Calculate the order of 3 modulo 257

How on earth would you go about this? I would start with g is a primitive root then g^i congruent to 3 but then I get stuck thereafter.

• I don't think that looking for the discrete logarithm of $3$ is a useful approach. It works in theory, but A) were you given a generator $g$? B) finding the discrete log is time consuming. Except after you have completed this exercise and selected $g$ in a suitable way :-) – Jyrki Lahtonen May 8 '17 at 8:48

The number $p=257$ is very special, because
• $p-1=2^8$ is a power of a prime.
Lagrange's theorem then implies that the order of a non-zero coset modulo $p$ must also be a power of two.

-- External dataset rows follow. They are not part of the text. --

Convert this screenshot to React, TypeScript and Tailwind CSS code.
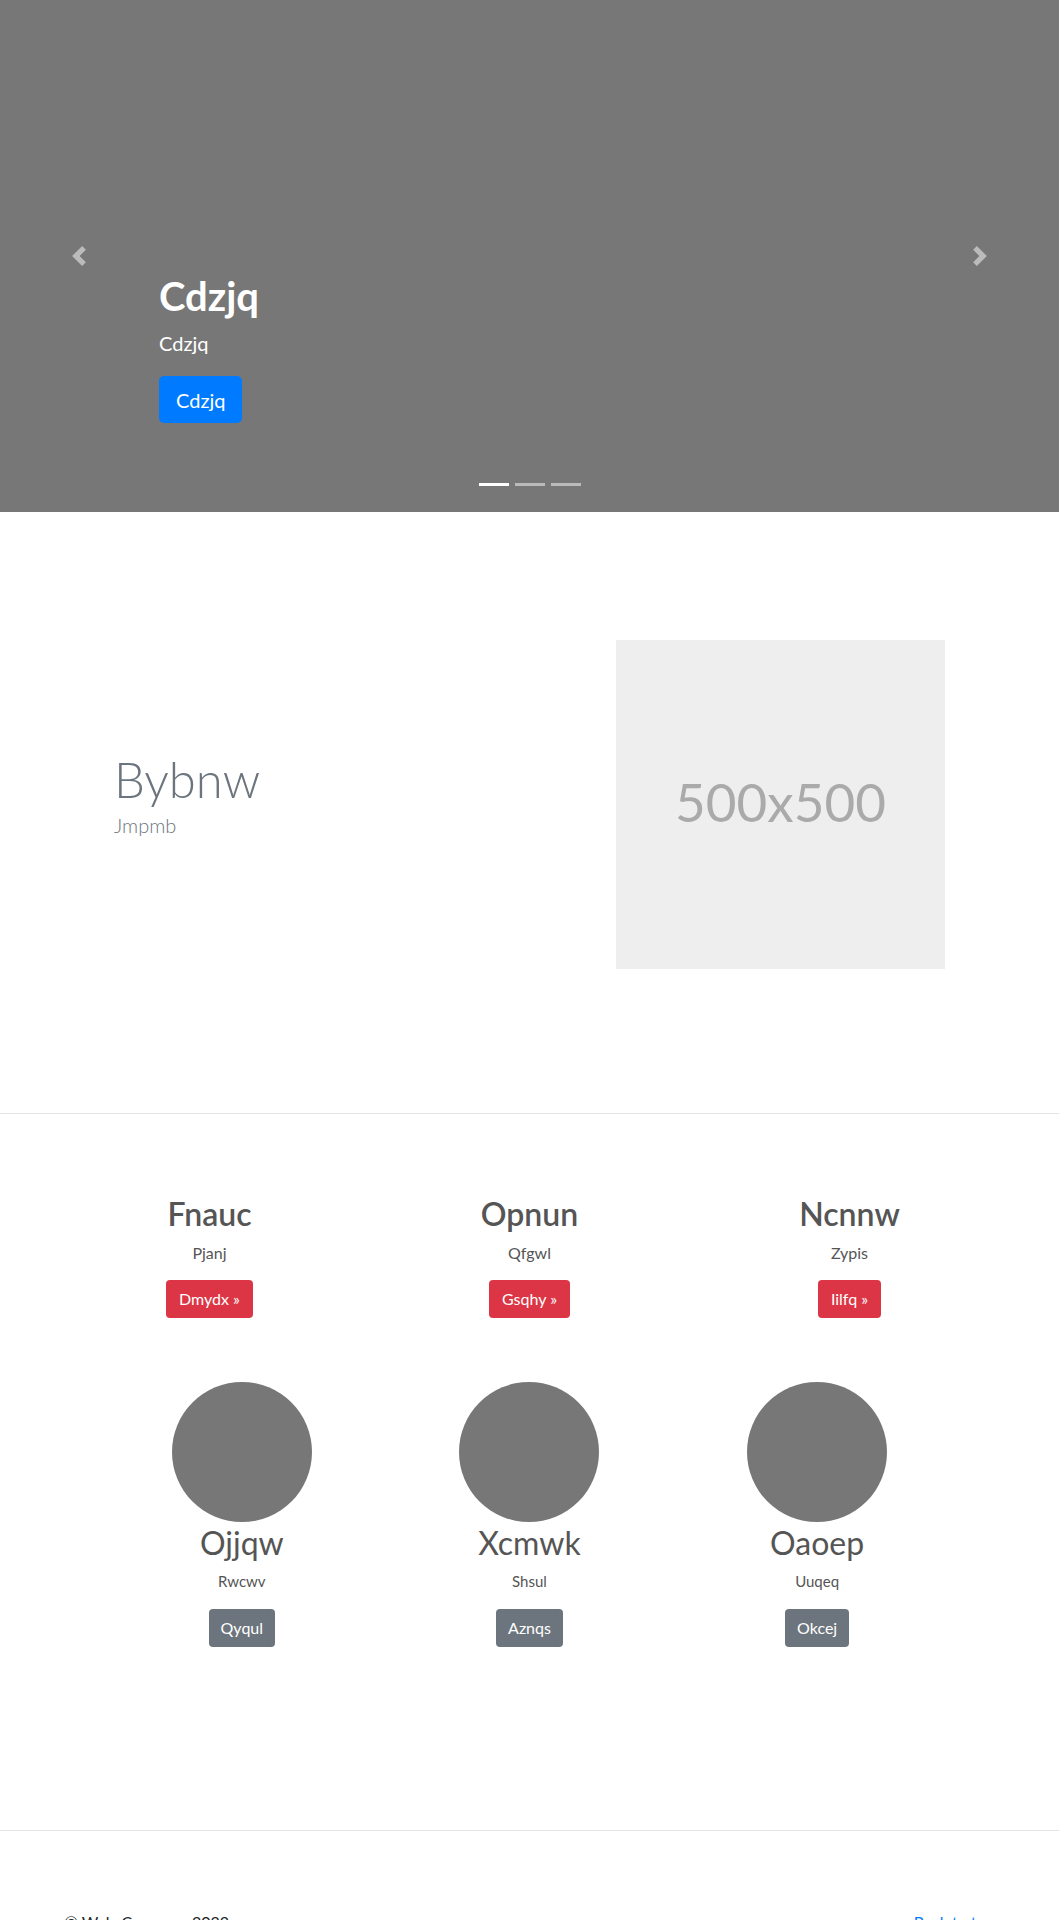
import React from "react";

const font = "font-['Lato',sans-serif]";

function Carousel() {
  return (
    <div className="relative h-[512px] bg-[#777] overflow-hidden">
      <div className="absolute left-0 top-0 h-full w-[15%] flex items-center justify-center opacity-50">
        <svg width="20" height="20" viewBox="0 0 8 8" fill="#fff">
          <path d="M5.25 0l-4 4 4 4 1.5-1.5-2.5-2.5 2.5-2.5-1.5-1.5z" />
        </svg>
      </div>
      <div className="absolute right-0 top-0 h-full w-[15%] flex items-center justify-center opacity-50">
        <svg width="20" height="20" viewBox="0 0 8 8" fill="#fff">
          <path d="M2.75 0l-1.5 1.5 2.5 2.5-2.5 2.5 1.5 1.5 4-4-4-4z" />
        </svg>
      </div>
      <div className="absolute left-[159px] top-[272px] text-white">
        <h1 className="text-[40px] font-bold leading-[1.2]">Cdzjq</h1>
        <p className="mt-[8px] text-[20px] leading-[30px]">Cdzjq</p>
        <button className="mt-[18px] h-[47px] px-[17px] rounded-[5px] bg-[#007bff] text-white text-[20px] leading-[30px]">
          Cdzjq
        </button>
      </div>
      <div className="absolute bottom-[26px] left-1/2 -translate-x-1/2 flex gap-[6px]">
        <span className="block w-[30px] h-[3px] bg-white" />
        <span className="block w-[30px] h-[3px] bg-white opacity-50" />
        <span className="block w-[30px] h-[3px] bg-white opacity-50" />
      </div>
    </div>
  );
}

function Feature() {
  return (
    <section className="flex justify-between pt-[128px] pb-[144px] pl-[114px] pr-[114px]">
      <div className="pt-[110px]">
        <h1 className="text-[49px] font-light leading-[1.2] text-[#6c757d]">Bybnw</h1>
        <p className="mt-[3px] text-[20px] font-light leading-[26px] text-[#6c757d]">Jmpmb</p>
      </div>
      <div className="w-[329px] h-[329px] bg-[#eee] flex items-center justify-center pb-[6px] text-[#aaa] text-[53px]">
        500x500
      </div>
    </section>
  );
}

const row1 = [
  { h: "Fnauc", p: "Pjanj", b: "Dmydx »" },
  { h: "Opnun", p: "Qfgwl", b: "Gsqhy »" },
  { h: "Ncnnw", p: "Zypis", b: "Iilfq »" },
];

const row2 = [
  { h: "Ojjqw", p: "Rwcwv", b: "Qyqul" },
  { h: "Xcmwk", p: "Shsul", b: "Aznqs" },
  { h: "Oaoep", p: "Uuqeq", b: "Okcej" },
];

function Columns() {
  return (
    <section className="border-t border-[#e5e5e5] pt-[81px] pb-[183px]">
      <div className="w-[960px] mx-auto grid grid-cols-3 text-center">
        {row1.map((c) => (
          <div key={c.h} className="flex flex-col items-center">
            <h2 className="text-[32px] font-semibold leading-[1.2] text-[#555]">{c.h}</h2>
            <p className="mt-[8px] text-[16px] leading-[24px] text-[#555]">{c.p}</p>
            <button className="mt-[15px] h-[38px] px-[13px] rounded-[4px] bg-[#dc3545] text-white text-[16px] leading-[24px]">
              {c.b}
            </button>
          </div>
        ))}
      </div>
      <div className="w-[863px] mx-auto grid grid-cols-3 text-center mt-[64px]">
        {row2.map((c) => (
          <div key={c.h} className="flex flex-col items-center">
            <div className="w-[140px] h-[140px] rounded-full bg-[#777]" />
            <h2 className="mt-[2px] text-[32px] font-normal leading-[1.2] text-[#555]">{c.h}</h2>
            <p className="mt-[8px] text-[15px] leading-[21px] text-[#555]">{c.p}</p>
            <button className="mt-[17px] h-[38px] px-[12px] rounded-[4px] bg-[#6c757d] text-white text-[16px] leading-[24px]">
              {c.b}
            </button>
          </div>
        ))}
      </div>
    </section>
  );
}

function Footer() {
  return (
    <footer className="border-t border-[#e5e5e5] pt-[79px] pb-[40px]">
      <div className="w-[960px] mx-auto px-[15px] flex justify-between text-[16px] leading-[24px]">
        <p className="text-[#212529]">© WebsCompany 2022</p>
        <a href="#" className="text-[#007bff]">Back to top</a>
      </div>
    </footer>
  );
}

export default function App() {
  return (
    <div className={`${font} bg-white`}>
      <Carousel />
      <Feature />
      <Columns />
      <Footer />
    </div>
  );
}
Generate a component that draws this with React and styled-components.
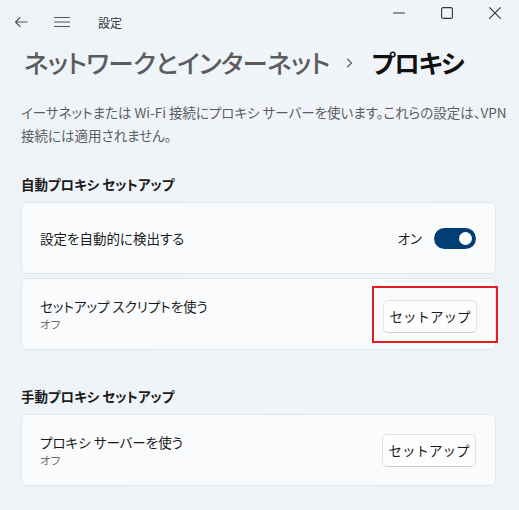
import styled, { createGlobalStyle } from 'styled-components';

const GlobalStyle = createGlobalStyle`
  html, body {
    margin: 0;
    padding: 0;
    background: #eff4f9;
  }
  body {
    font-family: "Noto Sans CJK JP", "Noto Sans", sans-serif;
    color: #1b1b1b;
    font-feature-settings: "palt";
  }
`;

const Window = styled.div`
  width: 519px;
  height: 510px;
  overflow: hidden;
  background: linear-gradient(100deg, #eef3f8 0%, #f1f5f9 60%, #eef3f8 100%);
`;

const TitleBar = styled.div`
  display: flex;
  align-items: flex-start;
  height: 44px;
`;

const NavGroup = styled.div`
  display: flex;
  align-items: center;
  height: 44px;
  flex: 1;
  padding-left: 14px;
`;

const NavButton = styled.span`
  display: flex;
  align-items: center;
  justify-content: center;
  width: ${(p) => p.w || 16}px;
  margin-right: ${(p) => p.gap || 0}px;
  color: #555;
`;

const AppName = styled.span`
  font-size: 12px;
  color: #333;
  padding-top: 1px;
`;

const Caption = styled.div`
  display: flex;
`;

const CaptionButton = styled.span`
  display: flex;
  align-items: center;
  justify-content: center;
  width: 48px;
  height: 25px;
  color: #333;
`;

const Content = styled.div`
  padding: 0 23px 0 21px;
`;

const Heading = styled.h1`
  display: flex;
  align-items: center;
  margin: 0 0 0 3px;
  height: 36px;
  font-size: 25.5px;
  letter-spacing: -0.6px;
  font-weight: 500;
  line-height: 36px;
  white-space: nowrap;
`;

const Crumb = styled.span`
  color: #5c5c5c;
`;

const CrumbSep = styled.span`
  display: flex;
  margin: 2px 19px 0 16px;
  color: #5c5c5c;
`;

const Current = styled.span`
  color: #111;
  font-weight: 700;
  letter-spacing: -1.2px;
`;

const Description = styled.p`
  margin: 21px -20px 0 0;
  font-size: 13.5px;
  line-height: 23px;
  color: #5d5d5d;
  white-space: nowrap;
`;

const SectionTitle = styled.h2`
  margin: ${(p) => p.top}px 0 0;
  font-size: 13.5px;
  font-weight: 700;
  line-height: 20px;
  color: #1b1b1b;
`;

const CardList = styled.div`
  display: flex;
  flex-direction: column;
  gap: 4px;
  margin-top: 8px;
`;

const Card = styled.div`
  display: flex;
  align-items: center;
  justify-content: space-between;
  height: 72px;
  box-sizing: border-box;
  padding: 0 19px 0 18px;
  background: #f9fbfd;
  border: 1px solid #e2e6ea;
  border-radius: 6px;
`;

const Labels = styled.div`
  display: flex;
  flex-direction: column;
`;

const Label = styled.span`
  font-size: 13.5px;
  line-height: 19px;
  color: #1b1b1b;
`;

const SubLabel = styled.span`
  font-size: 11.5px;
  line-height: 16px;
  color: #707070;
`;

const ToggleRow = styled.div`
  display: flex;
  align-items: center;
  gap: 12px;
  font-size: 13.5px;
`;

const Toggle = styled.span`
  position: relative;
  width: 42px;
  height: 21px;
  border-radius: 11px;
  background: #003e73;

  &::after {
    content: "";
    position: absolute;
    right: 4px;
    top: 4px;
    width: 13px;
    height: 13px;
    border-radius: 50%;
    background: #fff;
  }
`;

const Highlight = styled.div`
  display: flex;
  align-items: flex-start;
  margin-right: -22px;
  padding: 12px 0 0 9px;
  width: 126px;
  height: 57px;
  box-sizing: border-box;
  border: 2px solid #e81c24;
`;

const Button = styled.button`
  width: 94px;
  height: 33px;
  box-sizing: border-box;
  background: #fdfdfd;
  border: 1px solid #e3e3e3;
  border-bottom-color: #cfcfcf;
  border-radius: 5px;
  font-family: inherit;
  font-size: 13.5px;
  color: #1b1b1b;
  padding: 0;
`;

function Stroke({ children, w = 16, h = 16, vb = '0 0 16 16' }) {
  return (
    <svg width={w} height={h} viewBox={vb} fill="none" stroke="currentColor" strokeWidth="1.1" strokeLinecap="round" strokeLinejoin="round">
      {children}
    </svg>
  );
}

export default function App() {
  return (
    <Window>
      <GlobalStyle />
      <TitleBar>
        <NavGroup>
          <NavButton w={14} gap={26}>
            <Stroke w={14} h={12} vb="0 0 14 12">
              <path d="M13 6H1.5M6 1.5L1.5 6L6 10.5" />
            </Stroke>
          </NavButton>
          <NavButton w={16} gap={28}>
            <Stroke w={16} h={12} vb="0 0 16 12">
              <path d="M0.5 1.5H15.5M0.5 6H15.5M0.5 10.5H15.5" />
            </Stroke>
          </NavButton>
          <AppName>設定</AppName>
        </NavGroup>
        <Caption>
          <CaptionButton>
            <Stroke w={12} h={12} vb="0 0 12 12">
              <path d="M0.5 6H11.5" />
            </Stroke>
          </CaptionButton>
          <CaptionButton>
            <Stroke w={12} h={12} vb="0 0 12 12">
              <rect x="0.6" y="0.6" width="10.8" height="10.8" rx="1.5" />
            </Stroke>
          </CaptionButton>
          <CaptionButton>
            <Stroke w={12} h={12} vb="0 0 12 12">
              <path d="M0.6 0.6L11.4 11.4M11.4 0.6L0.6 11.4" />
            </Stroke>
          </CaptionButton>
        </Caption>
      </TitleBar>

      <Content>
        <Heading>
          <Crumb>ネットワークとインターネット</Crumb>
          <CrumbSep>
            <Stroke w={7} h={10} vb="0 0 7 10">
              <path d="M1.5 1L5.5 5L1.5 9" />
            </Stroke>
          </CrumbSep>
          <Current>プロキシ</Current>
        </Heading>

        <Description>
          イーサネットまたは Wi-Fi 接続にプロキシ サーバーを使います。これらの設定は、VPN
          <br />
          接続には適用されません。
        </Description>

        <SectionTitle top={27}>自動プロキシ セットアップ</SectionTitle>
        <CardList>
          <Card>
            <Label>設定を自動的に検出する</Label>
            <ToggleRow>
              オン
              <Toggle />
            </ToggleRow>
          </Card>
          <Card>
            <Labels>
              <Label>セットアップ スクリプトを使う</Label>
              <SubLabel>オフ</SubLabel>
            </Labels>
            <Highlight>
              <Button>セットアップ</Button>
            </Highlight>
          </Card>
        </CardList>

        <SectionTitle top={36}>手動プロキシ セットアップ</SectionTitle>
        <CardList>
          <Card>
            <Labels>
              <Label>プロキシ サーバーを使う</Label>
              <SubLabel>オフ</SubLabel>
            </Labels>
            <Button>セットアップ</Button>
          </Card>
        </CardList>
      </Content>
    </Window>
  );
}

More precisely, the order is $2^k$ for some $k=0,1,2,\ldots,8$.
What this means is that all you need to do is repeated squaring. Calculate $3^2=9\pmod {257}$, $3^4=9^2=81\pmod{257}$, $3^8=81^2$ et cetera. If you haven't hit $1$ by the time you reach $3^{128}$ you know that the order is $256$.
If you have covered quadratic residues then you can take the further shortcut of observing that $3$ is not a quadratic residue modulo $257$. Therefore $3$ cannot be an even power of a primitive root $g$. Hence its order must be _____. You do need the law of quadratic reciprocity for this to go as smoothly as described.